◆ **WHAT IS ASKED**: Omit every picture and return the rest of the data unaltered.
═══ RECORDS FOR THE TASK ═══
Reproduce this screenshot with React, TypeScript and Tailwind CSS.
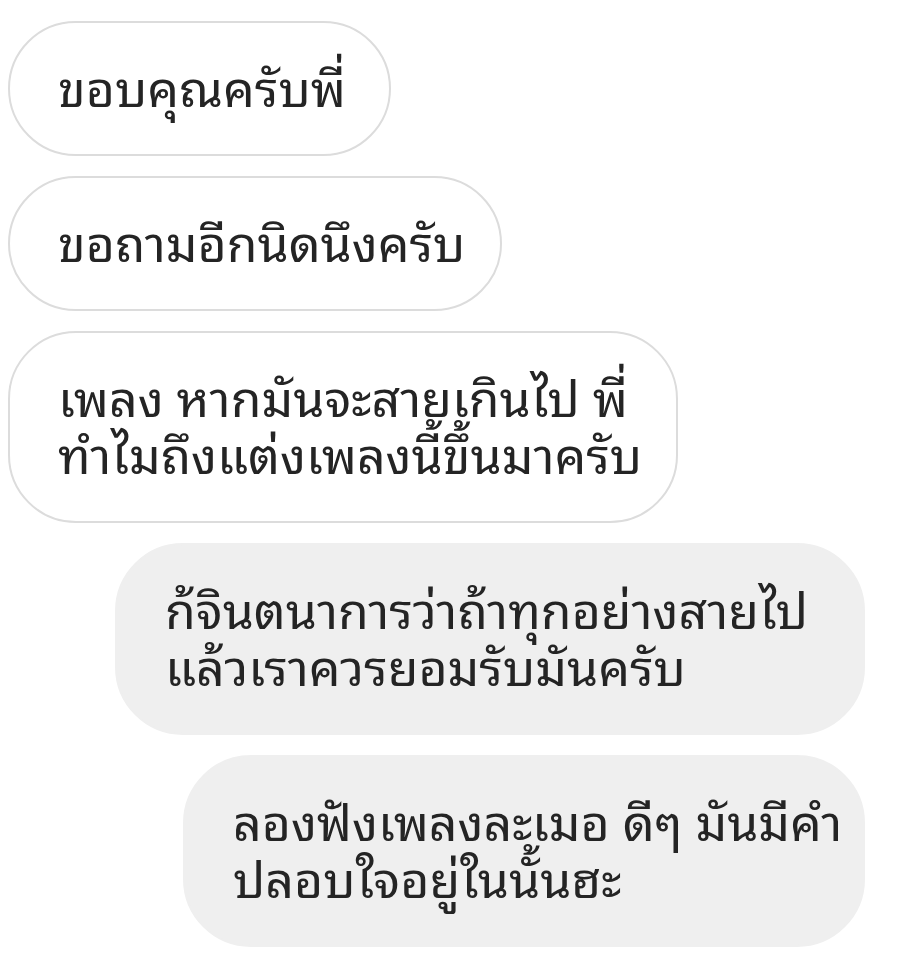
import React from "react";

type Msg = { lines: string[]; mine: boolean; width: string };

const messages: Msg[] = [
  { lines: ["ขอบคุณครับพี่"], mine: false, width: "w-[383px]" },
  { lines: ["ขอถามอีกนิดนึงครับ"], mine: false, width: "w-[494px]" },
  {
    lines: ["เพลง หากมันจะสายเกินไป พี่", "ทำไมถึงแต่งเพลงนี้ขึ้นมาครับ"],
    mine: false,
    width: "w-[670px]",
  },
  {
    lines: ["ก้จินตนาการว่าถ้าทุกอย่างสายไป", "แล้วเราควรยอมรับมันครับ"],
    mine: true,
    width: "w-[750px]",
  },
  {
    lines: ["ลองฟังเพลงละเมอ ดีๆ มันมีคำ", "ปลอบใจอยู่ในนั้นฮะ"],
    mine: true,
    width: "w-[682px]",
  },
];

const Bubble = ({ msg }: { msg: Msg }) => {
  const base =
    "rounded-[68px] pt-[33px] pb-[41px] pl-12 pr-6 text-[50px] leading-[57px] text-[#242424] whitespace-nowrap";
  const look = msg.mine
    ? "bg-[#efefef] border-2 border-[#efefef] self-end"
    : "bg-white border-2 border-[#dcdcdc] self-start";
  return (
    <div className={`${base} ${look} ${msg.width}`}>
      {msg.lines.map((line, i) => (
        <div key={i}>{line}</div>
      ))}
    </div>
  );
};

export default function App() {
  return (
    <div
      className="w-[908px] h-[977px] bg-white flex flex-col gap-5 pt-[21px] pl-2 pr-[43px]"
      style={{ fontFamily: '"Noto Sans Thai Looped", "Noto Sans", sans-serif' }}
    >
      {messages.map((m, i) => (
        <Bubble key={i} msg={m} />
      ))}
    </div>
  );
}
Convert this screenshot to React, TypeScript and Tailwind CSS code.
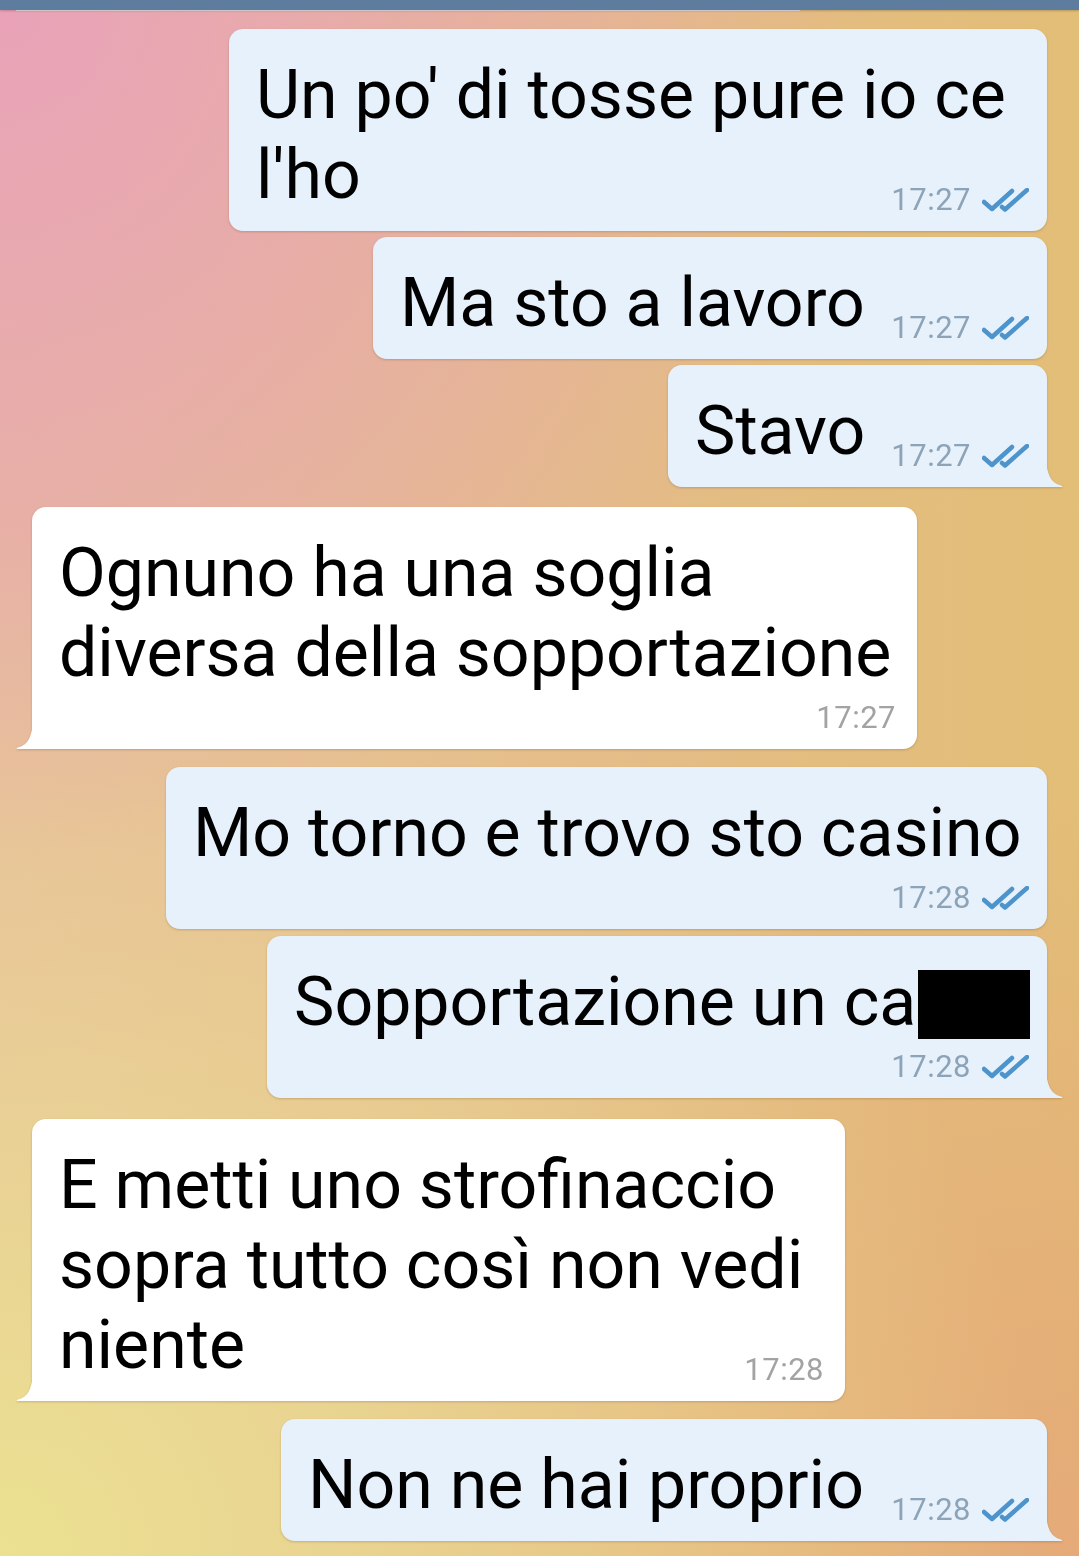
import React from 'react';

type Msg = {
  out: boolean;
  width: string;
  lines: React.ReactNode[];
  time: string;
  below?: boolean;
  tail?: boolean;
  gap: string;
};

const messages: Msg[] = [
  { out: true, width: 'w-[818px]', lines: ["Un po' di tosse pure io ce", "l'ho"], time: '17:27', gap: 'mt-[18px]' },
  { out: true, width: 'w-[674px]', lines: ['Ma sto a lavoro'], time: '17:27', gap: 'mt-[6px]' },
  { out: true, width: 'w-[379px]', lines: ['Stavo'], time: '17:27', tail: true, gap: 'mt-[6px]' },
  {
    out: false,
    width: 'w-[885px]',
    lines: ['Ognuno ha una soglia', 'diversa della sopportazione'],
    time: '17:27',
    below: true,
    tail: true,
    gap: 'mt-[20px]',
  },
  { out: true, width: 'w-[881px]', lines: ['Mo torno e trovo sto casino'], time: '17:28', below: true, gap: 'mt-[18px]' },
  {
    out: true,
    width: 'w-[780px]',
    lines: [
      <>
        Sopportazione un ca
        <span className="inline-block w-[112px] h-[69px] bg-black align-[-14px] ml-[2px]" />
      </>,
    ],
    time: '17:28',
    below: true,
    tail: true,
    gap: 'mt-[7px]',
  },
  {
    out: false,
    width: 'w-[813px]',
    lines: ['E metti uno strofinaccio', 'sopra tutto così non vedi', 'niente'],
    time: '17:28',
    tail: true,
    gap: 'mt-[21px]',
  },
  { out: true, width: 'w-[766px]', lines: ['Non ne hai proprio'], time: '17:28', tail: true, gap: 'mt-[18px]' },
];

const Checks = () => (
  <svg width="47" height="24" viewBox="0 0 47 24" fill="none" className="shrink-0">
    <path d="M2 14 L10 21 L30 3" stroke="#4d93cc" strokeWidth="4.5" strokeLinecap="round" strokeLinejoin="round" />
    <path d="M20 19 L23 21.5 L45 2" stroke="#4d93cc" strokeWidth="4.5" strokeLinecap="round" strokeLinejoin="round" />
  </svg>
);

const Tail = ({ out }: { out: boolean }) =>
  out ? (
    <svg width="17" height="28" viewBox="0 0 17 28" className="absolute bottom-0 -right-[16px]">
      <path d="M0 0 C1 14 4 24 15 26.4 C17 27 16.6 28 15 28 L0 28 Z" fill="#e7f1fb" />
    </svg>
  ) : (
    <svg width="17" height="28" viewBox="0 0 17 28" className="absolute bottom-0 -left-[16px]">
      <path d="M17 0 C16 14 13 24 2 26.4 C0 27 0.4 28 2 28 L17 28 Z" fill="#ffffff" />
    </svg>
  );

const Bubble = ({ m }: { m: Msg }) => {
  const corners = m.tail ? (m.out ? 'rounded-[14px] rounded-br-none' : 'rounded-[14px] rounded-bl-none') : 'rounded-[14px]';
  return (
    <div className={`flex ${m.out ? 'justify-end' : 'justify-start'} ${m.gap}`}>
      <div className={`relative ${m.width} drop-shadow-[0_1px_1px_rgba(90,60,20,0.25)]`}>
        <div
          className={`${corners} ${m.out ? 'bg-[#e7f1fb] pr-[18px]' : 'bg-white pr-[21px]'} pl-[27px] pt-[26px] pb-[16px]`}
        >
          <div className="text-[68px] leading-[80px] text-black whitespace-nowrap">
            {m.lines.map((l, i) => (
              <div key={i}>{l}</div>
            ))}
          </div>
          <div className={`flex justify-end ${m.below ? 'mt-[10px]' : '-mt-[30px]'}`}>
            <div className="flex items-center gap-[11px] h-[30px]">
              <span className={`text-[31px] tracking-[0.5px] leading-[30px] ${m.out ? 'text-[#8ca3b8]' : 'text-[#a3a3a3]'}`}>
                {m.time}
              </span>
              {m.out && <Checks />}
            </div>
          </div>
        </div>
        {m.tail && <Tail out={m.out} />}
      </div>
    </div>
  );
};

export default function App() {
  return (
    <div
      className="h-[1556px] w-full overflow-hidden font-['Roboto',sans-serif] bg-[radial-gradient(circle_at_0%_0%,#e9a2b8_0%,transparent_45%),radial-gradient(circle_at_0%_100%,#ebe191_0%,transparent_55%),radial-gradient(circle_at_100%_100%,#e5aa78_0%,transparent_40%),linear-gradient(to_right,#e6b89c,#e2be77)]"
    >
      <div className="relative z-10 h-[10px] bg-[#5e7c9d] shadow-[0_1px_2px_rgba(0,0,0,0.2)]" />
      <div className="ml-[16px] w-[784px] h-[1px] bg-[#efe4e8]" />
      <div className="px-[32px]">
        {messages.map((m, i) => (
          <Bubble key={i} m={m} />
        ))}
      </div>
    </div>
  );
}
═══
◆ **ANSWER TO THE EXERCISE**:
Reproduce this screenshot with React, TypeScript and Tailwind CSS.
import React from "react";

type Msg = { lines: string[]; mine: boolean; width: string };

const messages: Msg[] = [
  { lines: ["ขอบคุณครับพี่"], mine: false, width: "w-[383px]" },
  { lines: ["ขอถามอีกนิดนึงครับ"], mine: false, width: "w-[494px]" },
  {
    lines: ["เพลง หากมันจะสายเกินไป พี่", "ทำไมถึงแต่งเพลงนี้ขึ้นมาครับ"],
    mine: false,
    width: "w-[670px]",
  },
  {
    lines: ["ก้จินตนาการว่าถ้าทุกอย่างสายไป", "แล้วเราควรยอมรับมันครับ"],
    mine: true,
    width: "w-[750px]",
  },
  {
    lines: ["ลองฟังเพลงละเมอ ดีๆ มันมีคำ", "ปลอบใจอยู่ในนั้นฮะ"],
    mine: true,
    width: "w-[682px]",
  },
];

const Bubble = ({ msg }: { msg: Msg }) => {
  const base =
    "rounded-[68px] pt-[33px] pb-[41px] pl-12 pr-6 text-[50px] leading-[57px] text-[#242424] whitespace-nowrap";
  const look = msg.mine
    ? "bg-[#efefef] border-2 border-[#efefef] self-end"
    : "bg-white border-2 border-[#dcdcdc] self-start";
  return (
    <div className={`${base} ${look} ${msg.width}`}>
      {msg.lines.map((line, i) => (
        <div key={i}>{line}</div>
      ))}
    </div>
  );
};

export default function App() {
  return (
    <div
      className="w-[908px] h-[977px] bg-white flex flex-col gap-5 pt-[21px] pl-2 pr-[43px]"
      style={{ fontFamily: '"Noto Sans Thai Looped", "Noto Sans", sans-serif' }}
    >
      {messages.map((m, i) => (
        <Bubble key={i} msg={m} />
      ))}
    </div>
  );
}
Convert this screenshot to React, TypeScript and Tailwind CSS code.
import React from 'react';

type Msg = {
  out: boolean;
  width: string;
  lines: React.ReactNode[];
  time: string;
  below?: boolean;
  tail?: boolean;
  gap: string;
};

const messages: Msg[] = [
  { out: true, width: 'w-[818px]', lines: ["Un po' di tosse pure io ce", "l'ho"], time: '17:27', gap: 'mt-[18px]' },
  { out: true, width: 'w-[674px]', lines: ['Ma sto a lavoro'], time: '17:27', gap: 'mt-[6px]' },
  { out: true, width: 'w-[379px]', lines: ['Stavo'], time: '17:27', tail: true, gap: 'mt-[6px]' },
  {
    out: false,
    width: 'w-[885px]',
    lines: ['Ognuno ha una soglia', 'diversa della sopportazione'],
    time: '17:27',
    below: true,
    tail: true,
    gap: 'mt-[20px]',
  },
  { out: true, width: 'w-[881px]', lines: ['Mo torno e trovo sto casino'], time: '17:28', below: true, gap: 'mt-[18px]' },
  {
    out: true,
    width: 'w-[780px]',
    lines: [
      <>
        Sopportazione un ca
        <span className="inline-block w-[112px] h-[69px] bg-black align-[-14px] ml-[2px]" />
      </>,
    ],
    time: '17:28',
    below: true,
    tail: true,
    gap: 'mt-[7px]',
  },
  {
    out: false,
    width: 'w-[813px]',
    lines: ['E metti uno strofinaccio', 'sopra tutto così non vedi', 'niente'],
    time: '17:28',
    tail: true,
    gap: 'mt-[21px]',
  },
  { out: true, width: 'w-[766px]', lines: ['Non ne hai proprio'], time: '17:28', tail: true, gap: 'mt-[18px]' },
];

const Checks = () => (
  <svg width="47" height="24" viewBox="0 0 47 24" fill="none" className="shrink-0">
    <path d="M2 14 L10 21 L30 3" stroke="#4d93cc" strokeWidth="4.5" strokeLinecap="round" strokeLinejoin="round" />
    <path d="M20 19 L23 21.5 L45 2" stroke="#4d93cc" strokeWidth="4.5" strokeLinecap="round" strokeLinejoin="round" />
  </svg>
);

const Tail = ({ out }: { out: boolean }) =>
  out ? (
    <svg width="17" height="28" viewBox="0 0 17 28" className="absolute bottom-0 -right-[16px]">
      <path d="M0 0 C1 14 4 24 15 26.4 C17 27 16.6 28 15 28 L0 28 Z" fill="#e7f1fb" />
    </svg>
  ) : (
    <svg width="17" height="28" viewBox="0 0 17 28" className="absolute bottom-0 -left-[16px]">
      <path d="M17 0 C16 14 13 24 2 26.4 C0 27 0.4 28 2 28 L17 28 Z" fill="#ffffff" />
    </svg>
  );

const Bubble = ({ m }: { m: Msg }) => {
  const corners = m.tail ? (m.out ? 'rounded-[14px] rounded-br-none' : 'rounded-[14px] rounded-bl-none') : 'rounded-[14px]';
  return (
    <div className={`flex ${m.out ? 'justify-end' : 'justify-start'} ${m.gap}`}>
      <div className={`relative ${m.width} drop-shadow-[0_1px_1px_rgba(90,60,20,0.25)]`}>
        <div
          className={`${corners} ${m.out ? 'bg-[#e7f1fb] pr-[18px]' : 'bg-white pr-[21px]'} pl-[27px] pt-[26px] pb-[16px]`}
        >
          <div className="text-[68px] leading-[80px] text-black whitespace-nowrap">
            {m.lines.map((l, i) => (
              <div key={i}>{l}</div>
            ))}
          </div>
          <div className={`flex justify-end ${m.below ? 'mt-[10px]' : '-mt-[30px]'}`}>
            <div className="flex items-center gap-[11px] h-[30px]">
              <span className={`text-[31px] tracking-[0.5px] leading-[30px] ${m.out ? 'text-[#8ca3b8]' : 'text-[#a3a3a3]'}`}>
                {m.time}
              </span>
              {m.out && <Checks />}
            </div>
          </div>
        </div>
        {m.tail && <Tail out={m.out} />}
      </div>
    </div>
  );
};

export default function App() {
  return (
    <div
      className="h-[1556px] w-full overflow-hidden font-['Roboto',sans-serif] bg-[radial-gradient(circle_at_0%_0%,#e9a2b8_0%,transparent_45%),radial-gradient(circle_at_0%_100%,#ebe191_0%,transparent_55%),radial-gradient(circle_at_100%_100%,#e5aa78_0%,transparent_40%),linear-gradient(to_right,#e6b89c,#e2be77)]"
    >
      <div className="relative z-10 h-[10px] bg-[#5e7c9d] shadow-[0_1px_2px_rgba(0,0,0,0.2)]" />
      <div className="ml-[16px] w-[784px] h-[1px] bg-[#efe4e8]" />
      <div className="px-[32px]">
        {messages.map((m, i) => (
          <Bubble key={i} m={m} />
        ))}
      </div>
    </div>
  );
}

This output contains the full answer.